Driscoll and her child were found lying down in a white Dodge Durango parked behind a wooden storage building at Ernie's Tin Bar, a country market on Lakeview Highway south of Petaluma. A gun was found near the bodies.

Relatives reported the mother and daughter missing on Thursday after receiving a letter mailed from the North Bay in which Mary Alicia Driscoll wrote about what was bothering her.
"What caused us concern," said Contra Costa Sheriff's spokesman Jimmy Lee, "was that portion that said their bodies would be found." The letter said their bodies would be found in Navarro River Redwoods State Park in Mendocino County.
Sheriff's deputies said they do not believe anyone else was involved and are not seeking any suspect.
"We have no reason to believe anyone is outstanding," said Sonoma County Deputy Sheriff Roger Rude, "but we are not leaving any stones unturned."
After sheriff's officials read the mother's letter, Lee said, they asked the California Highway Patrol to issue a statewide Amber Alert but were told the case did not meet the agency's criteria. The CHP could not be reached for comment Friday evening.

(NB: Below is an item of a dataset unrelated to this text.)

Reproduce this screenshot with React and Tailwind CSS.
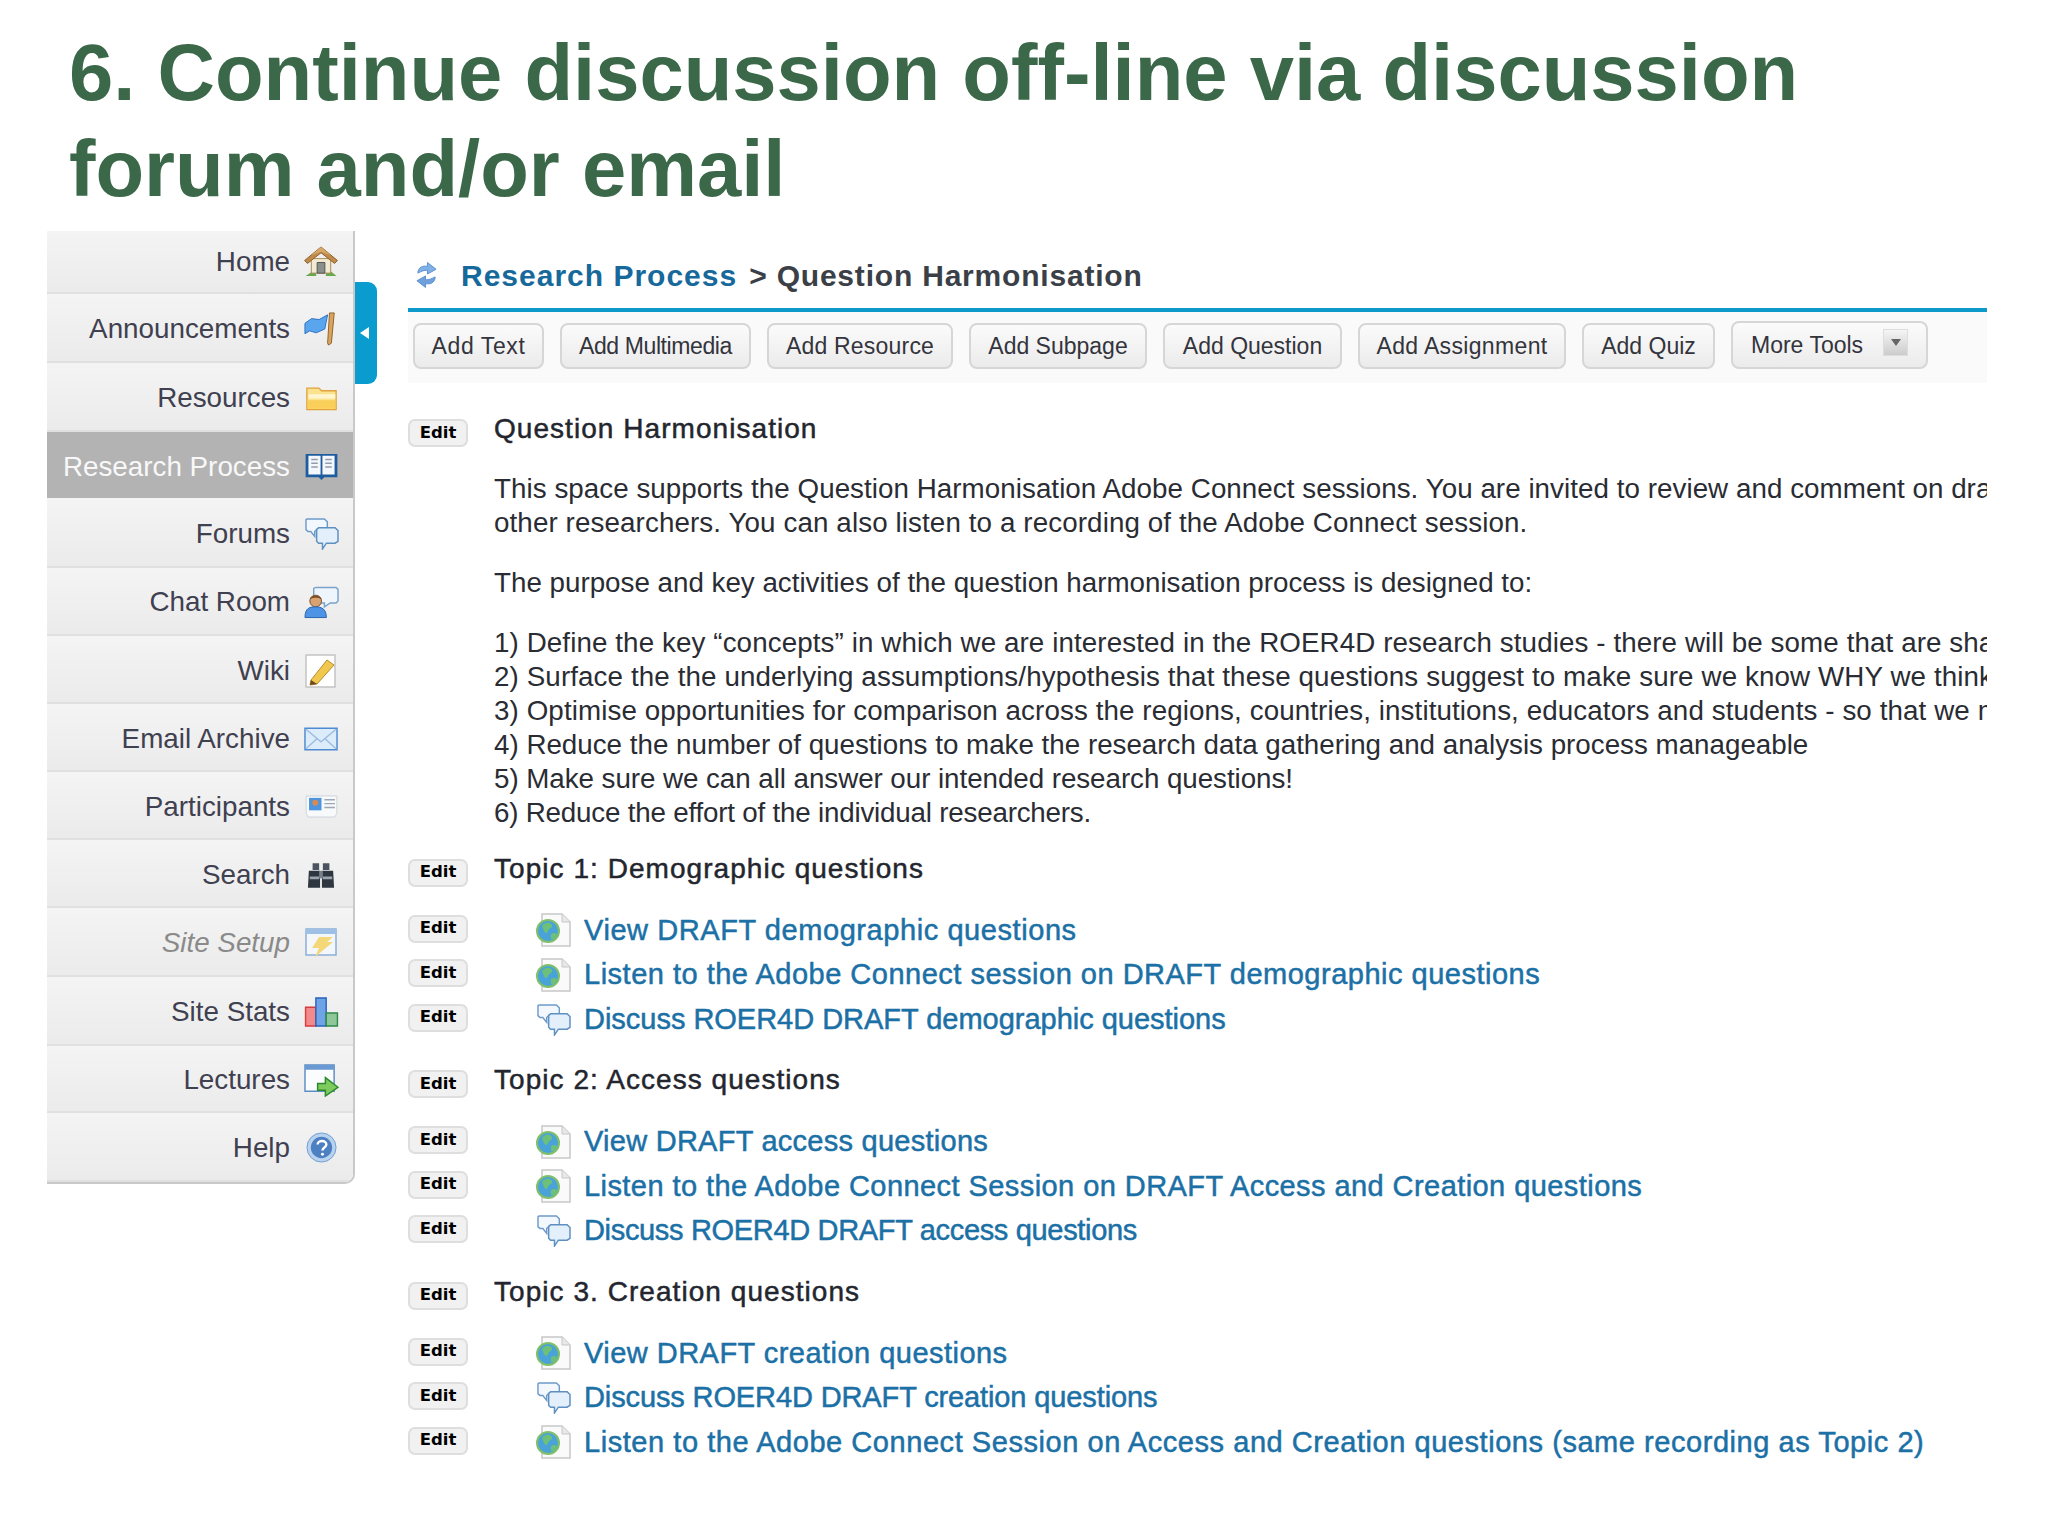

The Contra Costa County Sheriff's Department issued a bulletin on Thursday alerting other law enforcement agencies to be on the lookout for the Driscolls. Lee said authorities also contacted news media and entered the mother and daughter into the missing persons database. On Friday, they obtained an arrest warrant for Mary Alicia Driscoll for child endangerment.
Contra Costa Sheriff's Lt. Joe Gorton said there were two verified sightings of the pair in Fort Bragg on Wednesday and as late as 8 p.m. Thursday. The department sent a search team to Fort Bragg and to the state park but found nothing.
The bodies were found shortly after 2 p.m. Rude said nobody in the area of pastures and rolling green hills had reported hearing any gunshots.
In the semi-rural Walnut Creek neighborhood where the mother and daughter lived in a single-story yellow house on Norris Road, neighbors were stunned by the news. They described the mother, who went by her middle name of Alicia, as having been distraught and feeling overwhelmed lately.
Neighbors said she was a hardworking and helpful woman who owned her own sign company and doted over her daughter, building her a playhouse and filling the backyard with toys. She also worried about what her daughter watched on television -- limiting her to the Disney Channel -- and had enrolled her in Score!, a tutoring center, to help prepare her for kindergarten. They described Jineva as a spunky, outgoing little girl who ran freely about the neighborhood, bouncing from house to house, knocking on doors, playing with kids, greeting their pets, and popping in and out.
"She was just this happy little elf," said Don and Jeanne Elium, a couple who live down the street and write parenting books.
Paul Earl, 35, a next door neighbor, said Jineva often played with his daughters, who are 13, 7 and 5.
"The little girl knocked on my door morning, noon and night," he said. "I just had to tell my 7-year-old she not going to see her again. She was asking to play with Jineva today."
Earl's girlfriend, Jolie Ferguson, 34, said Mary Alicia Driscoll had seemed troubled in the past few weeks, sometimes driving fast and recklessly to and from her home. About two weeks ago, she said, the mother came over to talk to her, tears streaming down her face.
"She was saying she felt her family was taking her for granted and didn't make her feel like she was a good mother," Ferguson said.
Driscoll mentioned that she had recently bought a wooden play structure from Costco and couldn't get any of her family members to help her put it together. She eventually hired some day laborers to assist her.
"She said, 'I ask for one thing, and nobody would help me,' " Ferguson said. "She said she was going to divorce her family."